Because she was a town attorney, Schaffer said at the meeting that it would be “totally inappropriate for me to comment.” She then presented a slideshow on the castle’s history.
Ted Owens, then the president of Friends of Oheka, told the board that permitting “some limited commercial use” was essential to the castle’s survival. “It is only these operations that do generate enough money to maintain and restore the building,” he commented. He said, though, that the operations had to be limited, as they were in the proposed restrictions, to minimize the impact on the neighborhood.
Among the opponents was Dunn, the target of Melius’ $10 million suit. She said she wondered why the board would even consider a zoning provision for Melius after he had ignored safety and zoning regulations for years. She asked why they would allow him to operate a large business in a residential neighborhood, disrupting the quiet life she and her neighbors had once enjoyed.
“I don’t understand how zoning codes and fire codes and safety laws go completely unchecked,” Dunn said. “I don’t understand how property taxes remain in arrears, yet this board continues to entertain this application. None of this seems to matter.”
And she expressed astonishment that no one on the town board felt compelled to come to her defense after Melius’ libel lawsuit, which was based on her public comments and her correspondence to the town as a Huntington citizen.
“He seeks out his most vocal opponent and sues her for $10 million, and what does the town board have to say about that?” she said in frustration. “Nothing.”
In the end, the board voted unanimously to approve the new zoning category that allowed commercial use of Oheka, a little more than a year after the zoning board had rejected Melius’ last attempt. In addition to Petrone, board members Budd, Israel, Donald Musnug and Susan Scarpati-Reilly approved the zoning.
The board’s action, Petrone said, enabled the castle to become “a benefit to that community.”
The complaints about noise and fire hazards were routine in issues of this sort and Melius’ donations had nothing to do with the council members’ votes, he said.

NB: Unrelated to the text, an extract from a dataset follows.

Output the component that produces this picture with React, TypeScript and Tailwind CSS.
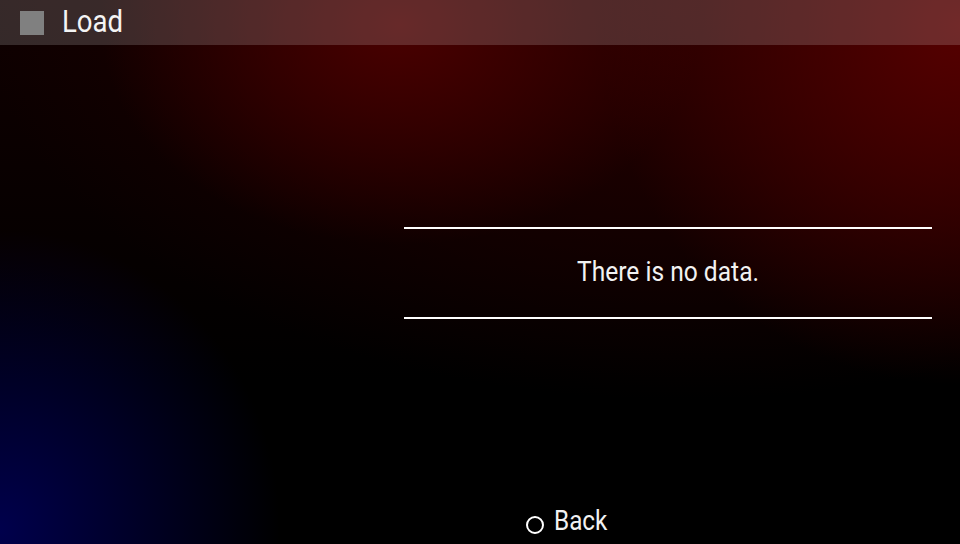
import * as React from 'react';

export default function App() {
  return (
    <div
      className="relative flex h-[544px] w-[960px] flex-col overflow-hidden bg-black text-white bg-[radial-gradient(300px_220px_at_400px_25px,#4a0000,transparent),radial-gradient(360px_360px_at_960px_25px,#560000,transparent),radial-gradient(700px_400px_at_680px_0px,#260000,transparent),radial-gradient(280px_300px_at_0px_530px,#00004c,transparent),linear-gradient(180deg,#100000,#000000_70%)]"
      style={{ fontFamily: 'Roboto, "Noto Sans", sans-serif' }}
    >
      {/* title bar */}
      <div className="flex h-[45px] shrink-0 items-center bg-white/[0.16]">
        <div className="ml-[20px] h-[24px] w-[24px] bg-[#808080]" />
        <span className="ml-[18px] origin-left -translate-y-[1px] scale-x-[0.89] whitespace-nowrap text-[31px] leading-none text-[#f4f4f4]">
          Load
        </span>
      </div>

      {/* body */}
      <div className="flex flex-1 flex-col">
        <div className="flex flex-1 justify-end pr-[28px] pt-[182px]">
          <div className="flex h-[92px] w-[528px] flex-col border-y-2 border-white">
            <div className="flex flex-1 items-center justify-center">
              <span className="-translate-y-[1px] scale-x-[0.91] whitespace-nowrap text-[27px] leading-none text-[#f2f2f2]">
                There is no data.
              </span>
            </div>
          </div>
        </div>

        <div className="flex h-[44px] items-center justify-center gap-[10px] pl-[171px]">
          <span className="h-[18px] w-[18px] translate-y-[3px] rounded-full border-2 border-white" />
          <span className="w-[52px] whitespace-nowrap">
            <span className="inline-block origin-left scale-x-[0.9] text-[27px] leading-none text-[#f2f2f2]">Back</span>
          </span>
        </div>
      </div>
    </div>
  );
}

Petrone said Melius worked hard to win over the community. “That was Gary’s basic mode of operation,” he said. “He would come in and want to be part of the political process. My guess? He probably contributed to all the politicians on Long Island.”
Restrictions eased
The libel suit against Dunn, who declined to be interviewed for this story, was eventually settled. She moved out of the neighborhood.
But at the tumultuous hearing, she cautioned that the zoning change was likely the first step toward something further. “I have a very strong feeling that he is just getting warmed up,” she said.

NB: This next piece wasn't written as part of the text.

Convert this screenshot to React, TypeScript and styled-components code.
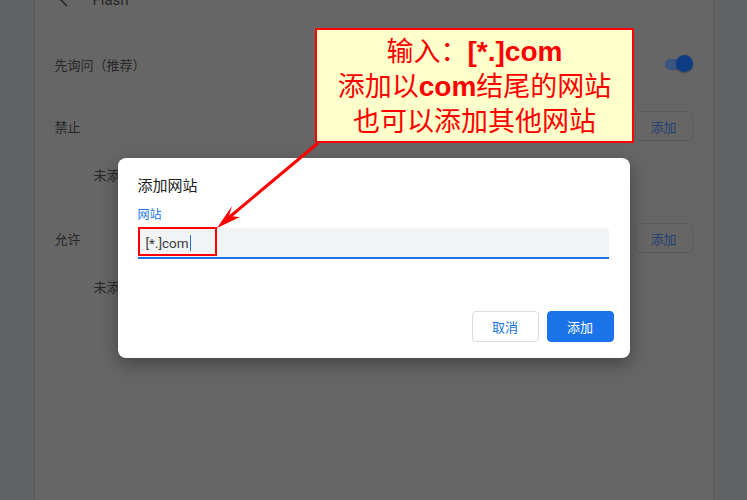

She was right. Virtually every important restriction enacted in 1997 was eliminated or eased over the next few years.
In 2002, the board relaxed the limit on the number of guests at events and removed the ban on building expansion.
In 2003, it allowed construction of a temporary banquet facility.
In 2004, it permitted Melius to add signs and approved operation of a 50-room hotel and a health spa, which has yet to be built.
Petrone said that while he couldn’t remember specifics, the changes had community support. “Anything that took place at Oheka the community was involved in and spoke for,” he said.
Melius portrayed things similarly. His neighbors, he said, told the board, “Give him what he wants. We trust him.”
Soon, the number of events was burgeoning. Celebrity weddings hit the entertainment pages regularly. John Gotti Jr.’s lawyer promoted boxing matches through a company called Explosion Promotions. Political meet-and-greets became a staple.
The board’s decisions were worth tens of millions of dollars.
Melius repurchased the castle from Yokoi’s family during a booming real estate market in 2003. He paid $6.9 million, roughly $15 million less than the recorded price that Yokoi had paid 15 years earlier.
But Melius still held onto an idea for a bigger score — a condo development on the grounds, on a far grander scale than he had envisioned years before.
By now, he had demonstrated that he was a bona fide political player.